Unraveling The Tiny House Roof

Each day brings new tiny house fans. Just when you think there is nothing left to talk about you realize that a new crop of “NOOBS” to the tiny house world, shows up. The same questions – or seemingly the same questions – get asked and discussion ensues. What type of heater should I have? How do I know which trailer to buy? Is there a siding that is better than the other? Do composting toilets stink? 

courtesy of John Riebli

Recently though I have found myself reviewing the roof types of tiny houses try to challenge my design ideas on what makes a better mobile unit, which space gives more headroom, and which may work best for a treehouse.

There is a reason for every roof shape in a build. The roof is perhaps the most impactful part of the overall design. It is important to note then that there are six basic roof shapes including: Gable, Gambrel, Flat, Hipped, Mansard, and Shed (sometimes called a “French Roof”). It is worth saying that there are advantages and disadvantages to every roof shape. The final choice should be made according to what fits the appearance of the tiny house best. The following three are what I see most when touring tiny house builders spaces and festival events.


The gable roof design is what we have all drawn since childhood when envisioning a house with mommy and daddy. It is sometimes referred to as an ‘A-frame’ roof and is measured in pitch in regard to the two planes. To find the size you would multiply length (A) x width (B) to get the square footage for each plane, then add the two planes together to derive the total square footage of the roof. For example:

Plane 1: 12′ x 10′ = 120 sq. ft.
Plane 2: 12′ x 10′ = 120 sq. ft.
Plane 1 + Plane 2 = 240 sq. ft. for the total square footage of the roof.

To further explain the gable roof, the pitch of said roof is its vertical rise divided by its horizontal span (or “run”), what is called “slope” in geometry, or the tangent function in trigonometry. The rise is typically first and the run second. In the USA, the run is denominated by the number 12, giving a ratio of how many inches of rise or fall there are to each 12 inches (one foot) of run.

courtesy of Wikipedia


The gambrel roof is known throughout the United States as a “barn roof”. It is usually symmetrical in design with two-sides – a slope – on each side. (Historically this style of roof was known as a “Dutch roof.”) The upper slope is positioned at a shallow angle, while the lower slope is steep. This design provides the advantages of a sloped roof while maximizing headroom inside the building’s upper level and shortening what would otherwise be a tall roof. The obvious disadvantage is that this style roof is harder to build (more angles) and typically weighs more.


Shed roofs use single slope roofs. Depending on their height, they can be the perfect way to increase headroom in your tiny house. They are also (and arguably) the easiest roof to build as they have few angles. This type of roof only slopes down in one direction and involves one wall being built taller than the opposite one to create the pitch. It allows good drainage and while not the most aerodynamic from front to back, makes mounting on top of the roof (solar panels, TV antennas, etc) easy. 
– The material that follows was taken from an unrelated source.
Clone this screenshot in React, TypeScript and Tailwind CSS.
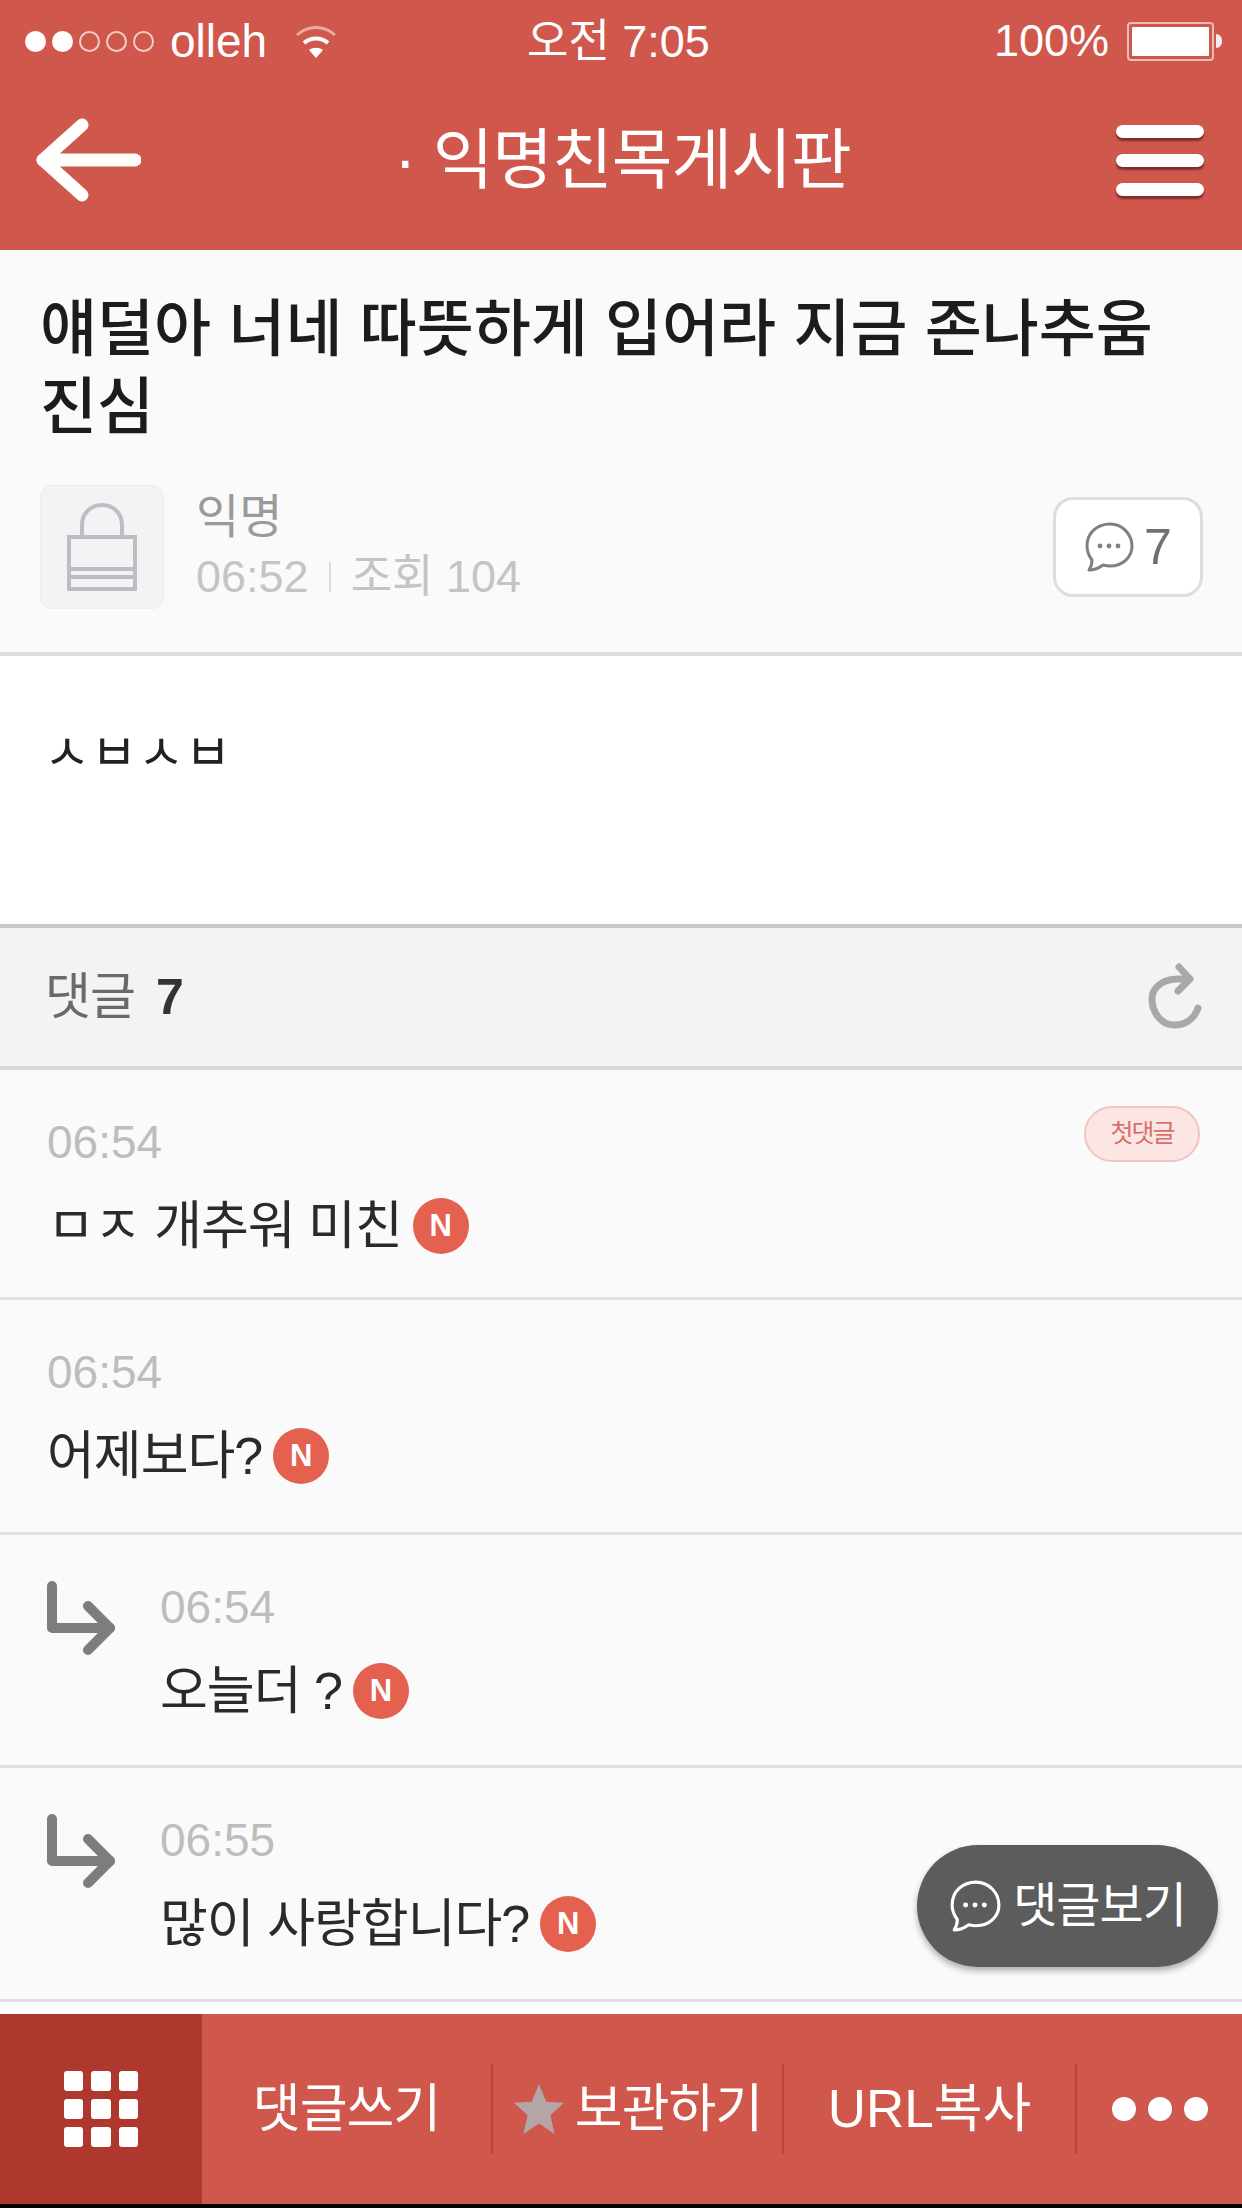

10 thoughts on “Unraveling The Tiny House Roof”

  1. Three comments: 1) You referred to the shed roof as a “French” roof. I believe you meant for the Mansard to have this AKA. Mansards were invented in France when the government taxed houses by the story and by building a Mansard you had two stories (levels) which would be taxed as one since the roof covered the second level.
    2) You described the gambrel as being a Dutch roof. Most sources that I have reviewed argue that the German’s invented this roof. The Dutch do have a roof named after them (the Dutch Hip) but maybe the same mistake made with the Pennsylvania “Dutch” is made here, in that Germans refer to the language they speak as “Deutsch” (sounds like Dutch).
    3) Pitch and slope are two different ways of understanding the angle of a roof, though many people use the terms interchangeably. Pitch is the feet of rise to the feet of span. Pitch is identified as a faction. Slope is the feet of rise to one half the span (at least on a gable roof. One half a span is called a run. It is expressed as inches of rise per 12 inch of run. A gable roof that rises 6 inches for every foot of run has a pitch of 1/4 and slope of 6/12.

  2. Is there a reason you could not do a shed roof with the rise going from the front to the back? Seems like that would be more aerodynamic,

  3. This list is great! Would probably recommend this to my wife. We are really planning to make changes on our roof, because the roof we have purchased before was low in quality. I found a site that has great reviews in roof restoration, really thanks to roof restorations melbourne for a great service. You can review them also at http://www.roof-restore.com.au

  4. Hi, could you please let me know what kind of roof is shown in the 1st picture, at the top of the page? I didn’t see the mention of the name anywhere – might have missed it!?